Any society that tolerates a "fabulously wealthy," he would conclude, is asking for trouble.

"Since time began," Ike reminded his comfortable corporate listeners, "opulence has too often paved for a nation the way to depravity and ultimate destruction."

That depravity, Eisenhower's remarks suggested, could also destroy us--if we foolishly chose to let the rich "contribute far less than they should in taxes."

That would not happen on Ike's watch. He would not lift a finger to lower the steeply graduated tax rates on high incomes that the New Deal had bequeathed to him. Let the rich grumble. He would not be moved.

America's mid-century politicians could read the zeitgeist of their age. They felt little awe for the men of fantastic means in their midst. To some, like Dwight Eisenhower, America's super rich would come across as politically pitiful. In 1954, in a letter to his brother Edgar, Ike candidly shared his assessment of the super rich working to turn his Republican Party into a battering ram against the New Deal legacy.

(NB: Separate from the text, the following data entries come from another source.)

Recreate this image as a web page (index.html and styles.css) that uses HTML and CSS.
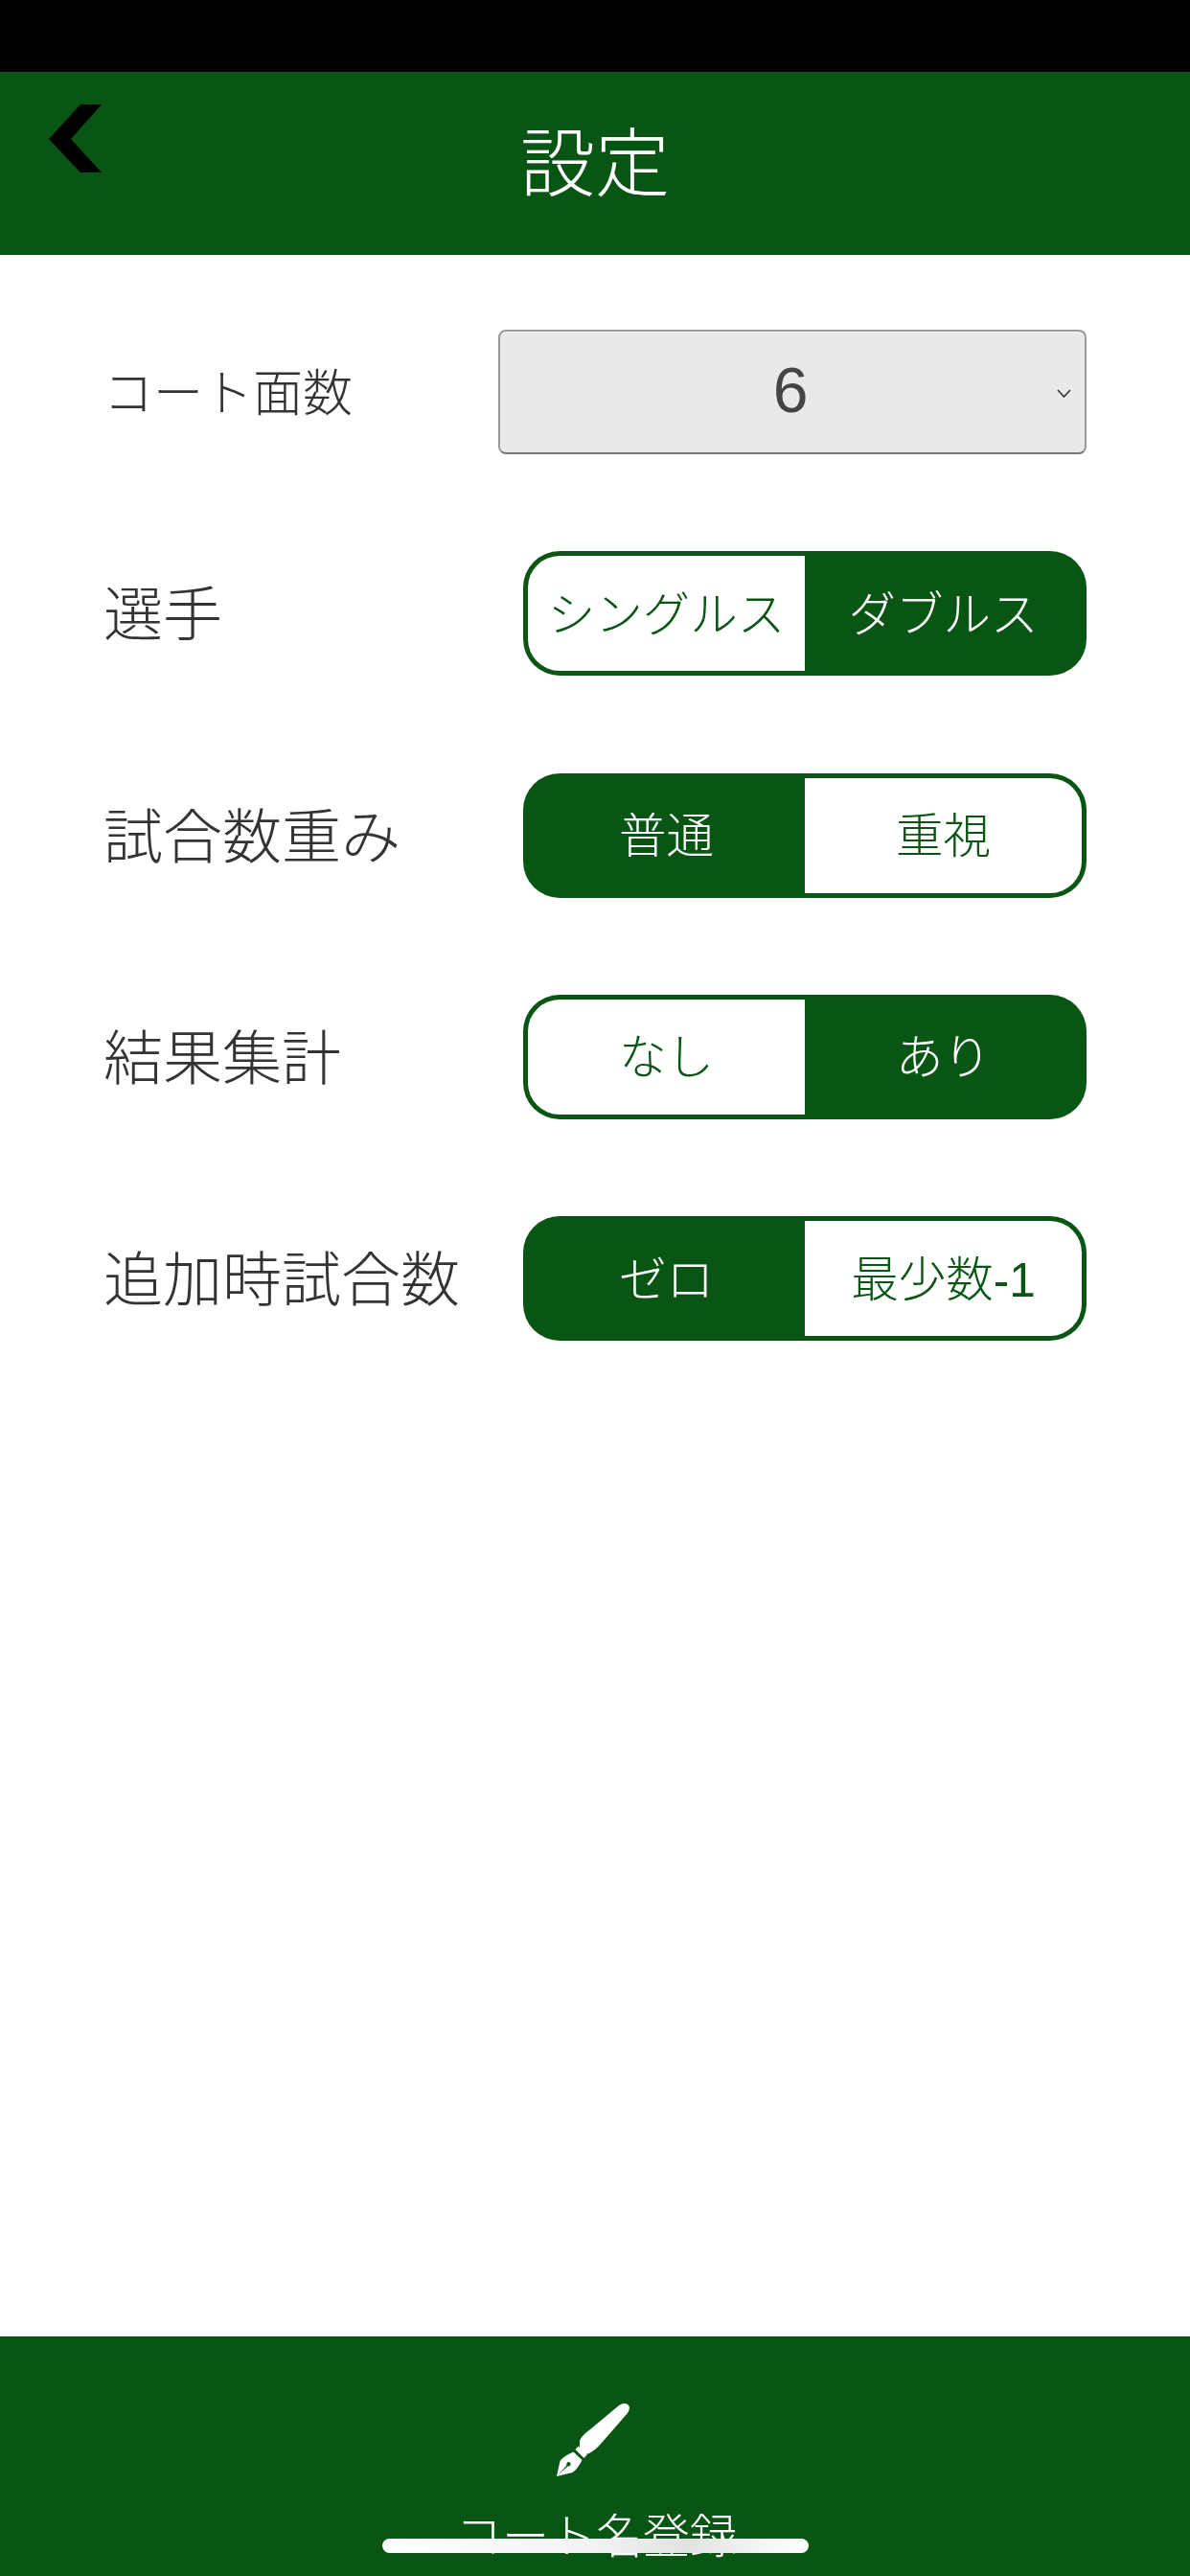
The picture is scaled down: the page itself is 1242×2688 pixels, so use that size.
FILE: index.html
```html
<!DOCTYPE html>
<html lang="ja">
<head>
  <meta charset="UTF-8">
  <meta name="viewport" content="width=device-width, initial-scale=1.0">
  <title>設定</title>
  <link rel="stylesheet" href="styles.css">
</head>
<body>
  <div class="status-bar"></div>

  <!-- Header -->
  <header class="header">
    <a class="back">
      <svg width="55" height="71" viewBox="0 0 55 71"><polygon points="55,0 33,0 0,36 33,71 55,71 23,36" fill="#000"/></svg>
    </a>
    <h1 class="title">設定</h1>
  </header>

  <!-- Settings -->
  <main class="settings">
    <div class="row">
      <span class="label label-small">コート面数</span>
      <div class="select">
        <span class="select-value">6</span>
        <svg class="select-arrow" width="15" height="9" viewBox="0 0 15 9"><polyline points="1,1 7.5,8 14,1" fill="none" stroke="#333" stroke-width="1.6"/></svg>
      </div>
    </div>

    <div class="row">
      <span class="label">選手</span>
      <div class="toggle">
        <span class="seg">シングルス</span>
        <span class="seg active">ダブルス</span>
      </div>
    </div>

    <div class="row">
      <span class="label">試合数重み</span>
      <div class="toggle">
        <span class="seg active">普通</span>
        <span class="seg">重視</span>
      </div>
    </div>

    <div class="row">
      <span class="label">結果集計</span>
      <div class="toggle">
        <span class="seg">なし</span>
        <span class="seg active">あり</span>
      </div>
    </div>

    <div class="row">
      <span class="label">追加時試合数</span>
      <div class="toggle">
        <span class="seg active">ゼロ</span>
        <span class="seg">最少数-1</span>
      </div>
    </div>
  </main>

  <!-- Footer -->
  <footer class="footer">
    <svg class="pen" width="76" height="76" viewBox="0 0 76 76" fill="#fff">
      <path d="M24 39 C26 34 30 31 35 27 L65 2 C68 0 71 -1 74 1 C77 3 76 7 74 10 L47 41 C43 46 38 50 33 52.5 C30 53 25 49 24 46 Z"/>
      <polygon points="19.5,48 22.5,44.5 32,53 28.5,57"/>
      <path fill-rule="evenodd" d="M17.5 50.5 L26.5 59 C24 64 21 69 16.5 72 L0 76 L3.5 60 C6 56 12 53 17.5 50.5 Z M1.5 74.5 L11.5 65.5 C13.5 66 15 64.5 14.5 62.5 C13.5 60.5 11.5 60.5 10.5 62.5 C10 63.5 10 64 10.5 64.5 Z"/>
    </svg>
    <span class="footer-label">コート名登録</span>
    <div class="home-bar"></div>
  </footer>
</body>
</html>
```

FILE: styles.css
```css
* {
  box-sizing: border-box;
}

html, body {
  margin: 0;
  padding: 0;
}

body {
  display: flex;
  flex-direction: column;
  height: 2688px;
  overflow: hidden;
  background-color: #fff;
  font-family: "Liberation Sans", "Noto Sans CJK JP", sans-serif;
  color: #333;
}

.status-bar {
  height: 75px;
  background-color: #000;
}

/* Header */
.header {
  display: grid;
  grid-template-columns: 1fr auto 1fr;
  align-items: center;
  height: 191px;
  background-color: #085514;
}

.back {
  justify-self: start;
  align-self: start;
  padding: 34px 0 0 51px;
}

.back svg {
  display: block;
}

.title {
  margin: 0;
  padding-bottom: 12px;
  font-size: 78px;
  font-weight: 300;
  color: #fff;
}

/* Settings */
.settings {
  flex: 1;
  display: flex;
  flex-direction: column;
  gap: 101.25px;
  padding: 78px 108px 0;
}

.row {
  display: flex;
  align-items: center;
  justify-content: space-between;
  height: 130px;
}

.label {
  padding-bottom: 6px;
  font-size: 62px;
  font-weight: 300;
  white-space: nowrap;
}

.label-small {
  font-size: 52px;
}

.select {
  position: relative;
  display: flex;
  align-items: center;
  justify-content: center;
  width: 614px;
  height: 130px;
  padding-right: 4px;
  padding-bottom: 4px;
  background-color: #e9e9e9;
  border: 2px solid #999;
  border-bottom-color: #777;
  border-radius: 8px;
  box-shadow: inset 0 1px 0 #f6f6f6;
}

.select-value {
  font-size: 66px;
  color: #444;
}

.select-arrow {
  position: absolute;
  top: 60px;
  right: 14px;
}

.toggle {
  display: flex;
  width: 588px;
  height: 130px;
}

.seg {
  flex: 1;
  display: flex;
  align-items: center;
  justify-content: center;
  padding-bottom: 6px;
  font-size: 49.5px;
  font-weight: 300;
  white-space: nowrap;
  color: #085514;
  background-color: #fff;
  border: 5px solid #085514;
}

.seg:first-child {
  border-right: none;
  border-radius: 38px 0 0 38px;
}

.seg:last-child {
  border-left: none;
  border-radius: 0 38px 38px 0;
}

.seg.active {
  color: #fff;
  background-color: #085514;
}

/* Footer */
.footer {
  position: relative;
  display: flex;
  flex-direction: column;
  align-items: center;
  height: 250px;
  padding-top: 70px;
  overflow: hidden;
  background-color: #085514;
}

.pen {
  display: block;
  margin-right: 4px;
}

.footer-label {
  margin-top: 35px;
  margin-left: 2px;
  font-size: 49px;
  font-weight: 300;
  line-height: 56px;
  color: #fff;
}

.home-bar {
  position: absolute;
  left: 399px;
  top: 211px;
  width: 445px;
  height: 15px;
  border-radius: 8px;
  background: linear-gradient(to right, #fff 0%, #f7f7f7 30%, #f2f2f2 50%, #e2e2e2 72%, #f4f4f4 88%, #fff 100%);
}
```
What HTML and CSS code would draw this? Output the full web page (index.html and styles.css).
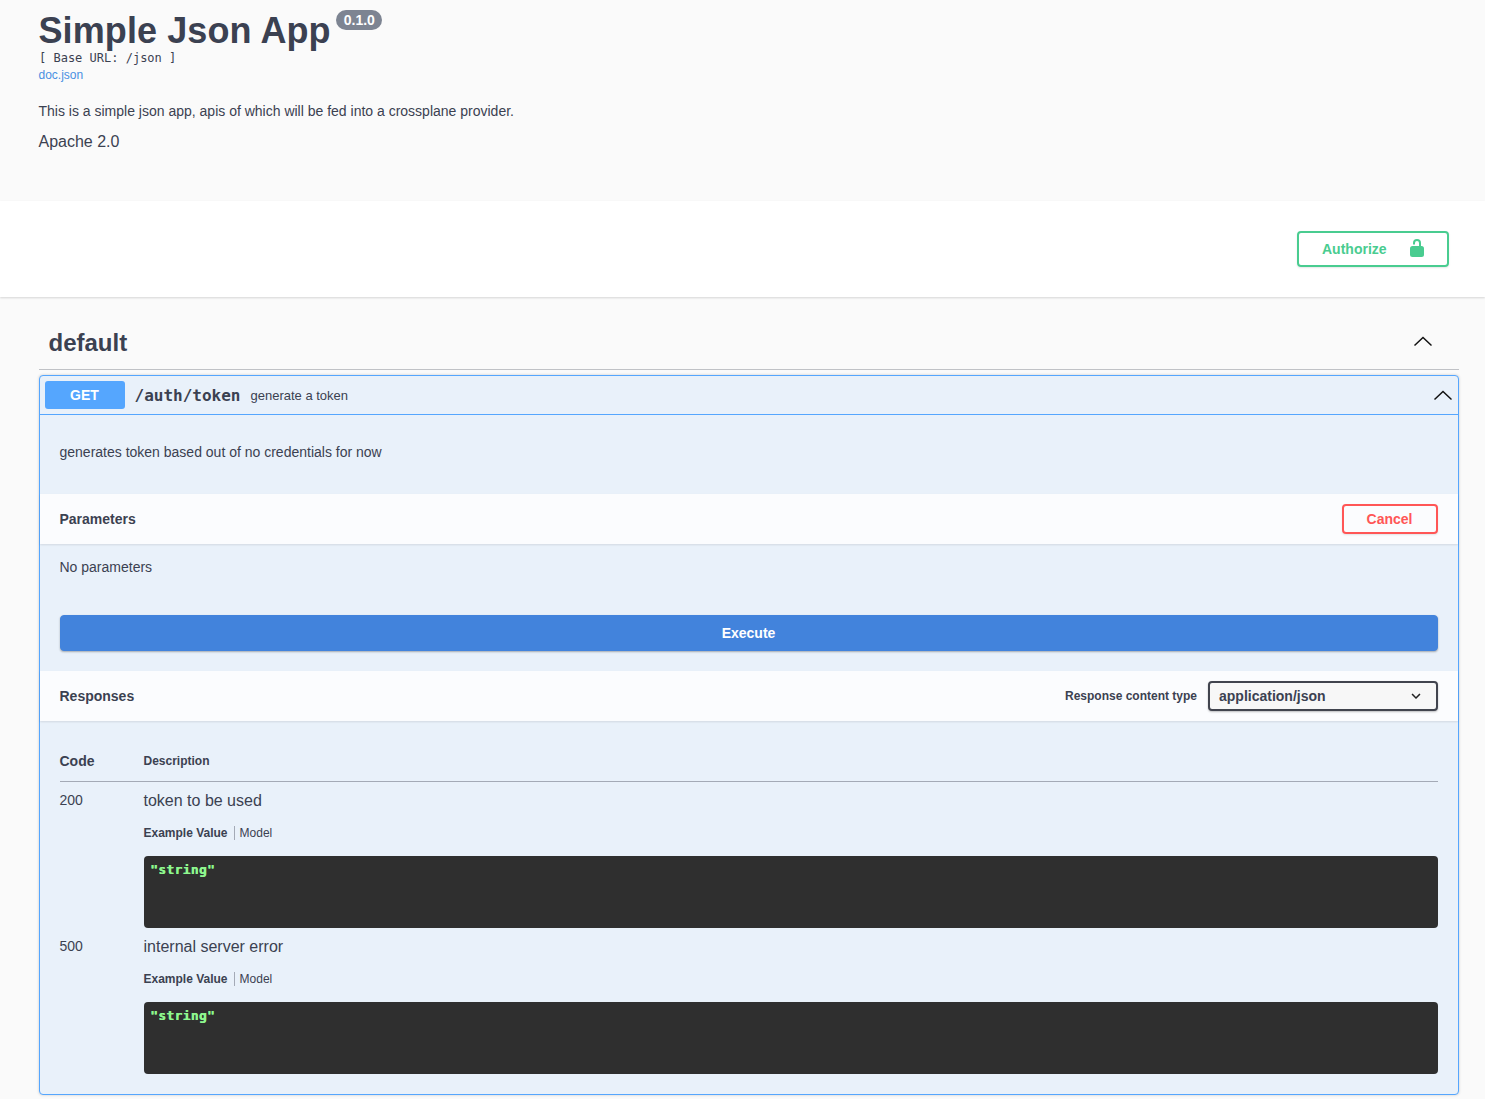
FILE: index.html
```html
<!DOCTYPE html>
<html lang="en">
<head>
    <meta charset="UTF-8">
    <title>Simple Json App</title>
    <link rel="stylesheet" href="styles.css">
</head>
<body>
<div class="info">
    <div class="title-row">
        <h2 class="title">Simple Json App</h2>
        <span class="version">0.1.0</span>
    </div>
    <div class="base-url">[ Base URL: /json ]</div>
    <a class="doc-link" href="#">doc.json</a>
    <p class="info-desc">This is a simple json app, apis of which will be fed into a crossplane provider.</p>
    <div class="license">Apache 2.0</div>
</div>

<div class="scheme">
    <button class="btn-auth">
        <span>Authorize</span>
        <svg width="20" height="20" viewBox="0 0 20 20"><rect x="3" y="7" width="14" height="11" rx="2.5" fill="#49cc90"/><path d="M7 5.500V4a3 3 0 0 1 6 0v4" fill="none" stroke="#49cc90" stroke-width="2"/></svg>
    </button>
</div>

<div class="wrapper">
    <div class="tag-row">
        <h3 class="tag-name">default</h3>
        <svg class="arrow" width="20" height="20" viewBox="0 0 20 20"><path d="M1.500 14.500 10 6.500l8.500 8" fill="none" stroke="#111" stroke-width="1.5"/></svg>
    </div>

    <div class="opblock">
        <div class="summary">
            <span class="method">GET</span>
            <span class="path">/auth/token</span>
            <span class="summary-desc">generate a token</span>
            <svg class="arrow arrow-op" width="20" height="20" viewBox="0 0 20 20"><path d="M1.500 14.500 10 6.500l8.500 8" fill="none" stroke="#111" stroke-width="1.5"/></svg>
        </div>

        <div class="op-desc">generates token based out of no credentials for now</div>

        <div class="section-head">
            <h4 class="section-title">Parameters</h4>
            <button class="btn-cancel">Cancel</button>
        </div>
        <div class="no-params">No parameters</div>
        <div class="execute-wrap">
            <button class="btn-execute">Execute</button>
        </div>

        <div class="section-head">
            <h4 class="section-title">Responses</h4>
            <div class="content-type">
                <span class="content-label">Response content type</span>
                <div class="select">
                    <span>application/json</span>
                    <svg width="20" height="20" viewBox="0 0 20 20"><path d="M13.400 7.500 10 10.900 6.600 7.500 5.500 8.600 10 13l4.500-4.400z" fill="#222"/></svg>
                </div>
            </div>
        </div>

        <div class="responses">
            <div class="resp-head">
                <div class="col-code">Code</div>
                <div class="col-desc">Description</div>
            </div>

            <div class="resp-row">
                <div class="col-code code-val">200</div>
                <div class="col-main">
                    <div class="resp-text">token to be used</div>
                    <div class="tabs"><span class="tab tab-on">Example Value</span><span class="tab">Model</span></div>
                    <pre class="example">"string"</pre>
                </div>
            </div>

            <div class="resp-row">
                <div class="col-code code-val">500</div>
                <div class="col-main">
                    <div class="resp-text">internal server error</div>
                    <div class="tabs"><span class="tab tab-on">Example Value</span><span class="tab">Model</span></div>
                    <pre class="example">"string"</pre>
                </div>
            </div>
        </div>
    </div>
</div>
</body>
</html>
```

FILE: styles.css
```css
html,body{ margin:0; padding:0; }
body{ background:#fafafa; color:#3b4151; font-family:"Liberation Sans",Arial,sans-serif; height:1099px; overflow:hidden; }
h2,h3,h4,p,pre{ margin:0; }
button{ font-family:inherit; background:none; cursor:pointer; }

/* top info block */
.info{ height:201px; padding:0 38.5px; box-sizing:border-box; }
.title-row{ display:flex; align-items:flex-start; height:51px; padding-top:11px; box-sizing:border-box; }
.title{ font-size:36px; line-height:40px; font-weight:bold; letter-spacing:.1px; color:#3b4151; }
.version{ margin:-1px 0 0 5.5px; background:#7d8492; color:#fff; font-size:14px; font-weight:bold; line-height:16px; padding:2px 7.5px; border-radius:57px; }
.base-url{ font-family:"DejaVu Sans Mono","Liberation Mono",monospace; font-size:12px; line-height:15px; padding-left:.5px; color:#3b4151; }
.doc-link{ display:block; font-size:12px; line-height:19px; color:#4990e2; text-decoration:none; }
.info-desc{ font-size:14px; line-height:20px; margin-top:16px; }
.license{ font-size:16px; line-height:22px; margin-top:10px; }

/* authorize bar */
.scheme{ height:96px; background:#fff; box-shadow:0 1px 2px rgba(0,0,0,.15); display:flex; align-items:center; justify-content:flex-end; padding-right:36px; box-sizing:border-box; position:relative; }
.btn-auth{ width:152px; height:36px; border:2px solid #49cc90; border-radius:4px; color:#49cc90; font-size:14px; font-weight:bold; display:flex; align-items:center; padding:0 20px 0 23px; justify-content:space-between; box-shadow:0 1px 2px rgba(0,0,0,.1); }

.wrapper{ padding:0 26px 0 39px; }
.tag-row{ height:73px; border-bottom:1px solid rgba(59,65,81,.3); display:flex; align-items:center; justify-content:space-between; padding:16px 26px 0 9.5px; box-sizing:border-box; }
.tag-name{ font-size:24px; line-height:30px; font-weight:bold; margin-top:4px; }
.arrow{ display:block; }

/* operation */
.opblock{ margin-top:5px; border:1px solid #55a6fe; border-radius:4px; background:#e9f1fa; box-shadow:0 0 3px rgba(0,0,0,.19); }
.summary{ height:38px; display:flex; align-items:center; padding:0 5px; border-bottom:1px solid #55a6fe; }
.method{ width:80px; height:28px; background:#55a6fe; border-radius:3px; color:#fff; font-size:14px; font-weight:bold; line-height:28px; text-align:center; text-indent:-1px; }
.path{ margin-left:9.5px; font-family:"DejaVu Sans Mono","Liberation Mono",monospace; font-size:16px; font-weight:bold; color:#3b4151; }
.summary-desc{ margin-left:10px; font-size:13px; }
.arrow-op{ margin-left:auto; }
.op-desc{ height:79px; padding:28px 19.5px 0; box-sizing:border-box; font-size:14px; line-height:18px; }

.section-head{ height:50px; background:rgba(255,255,255,.8); box-shadow:0 1px 2px rgba(0,0,0,.1); display:flex; align-items:center; justify-content:space-between; padding:0 20px 0 19.5px; }
.section-title{ font-size:14px; font-weight:bold; }
.btn-cancel{ width:96px; height:30px; border:2px solid #ff5656; border-radius:4px; color:#ff5656; font-size:14px; font-weight:bold; padding:0 1px 0 0; box-shadow:0 1px 2px rgba(0,0,0,.1); }
.no-params{ height:71px; padding:14px 19.5px 0; box-sizing:border-box; font-size:14px; line-height:18px; }
.execute-wrap{ height:56px; padding:0 20px; }
.btn-execute{ display:block; width:100%; height:36px; border:1px solid #4283dc; border-radius:4px; background:#4283dc; color:#fff; font-size:14px; font-weight:bold; box-shadow:0 1px 2px rgba(0,0,0,.3); padding:0 1px 0 0; }

.content-type{ display:flex; align-items:center; }
.content-label{ font-size:12px; font-weight:bold; margin-right:11px; }
.select{ width:230px; height:30px; box-sizing:border-box; border:2px solid #41444e; border-radius:4px; background:#f7f7f7; display:flex; align-items:center; justify-content:space-between; padding:0 10px 0 9px; font-size:14px; font-weight:bold; box-shadow:0 1px 2px rgba(0,0,0,.25); }

.responses{ padding:20px 20px 20px 19.5px; }
.resp-head{ display:flex; height:39px; padding-bottom:1px; align-items:center; border-bottom:1px solid rgba(59,65,81,.4); }
.col-code{ width:84px; flex:none; font-size:14px; font-weight:bold; }
.col-desc{ font-size:12px; font-weight:bold; }
.code-val{ font-weight:normal; line-height:18px; padding-top:9px; }
.resp-row{ display:flex; height:146px; }
.col-main{ flex:1; }
.resp-text{ font-size:16px; line-height:20px; margin-top:9px; }
.tabs{ display:flex; align-items:center; margin-top:15px; height:14px; }
.tab{ font-size:12px; line-height:14px; padding-right:6px; margin-right:5px; }
.tab-on{ font-weight:bold; border-right:1px solid rgba(59,65,81,.4); }
.example{ margin-top:16px; height:72px; box-sizing:border-box; background:#2f2f2f; border-radius:4px; padding:6px 6.5px 0; font-family:"DejaVu Sans Mono","Liberation Mono",monospace; font-size:13px; line-height:16px; font-weight:bold; letter-spacing:.3px; color:#8ef78e; text-shadow:.4px 0 #8ef78e; }
```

"Should any political party attempt to abolish social security, unemployment insurance, and eliminate labor laws and farm programs, you would not hear of that party again in our political history," Ike wrote. "There is a tiny splinter group, of course, that believes you can do these things. Among them are H. L. Hunt (you possibly know his background), a few other Texas oil millionaires, and an occasional politician or business man from other areas. Their number is negligible and they are stupid."

The deep pockets in that "tiny splinter group" would, in the years after Eisenhower left office, gain awesome influence over America's political and economic life. Ike would not have approved of the staggeringly unequal nation they ended up creating. None of us should either.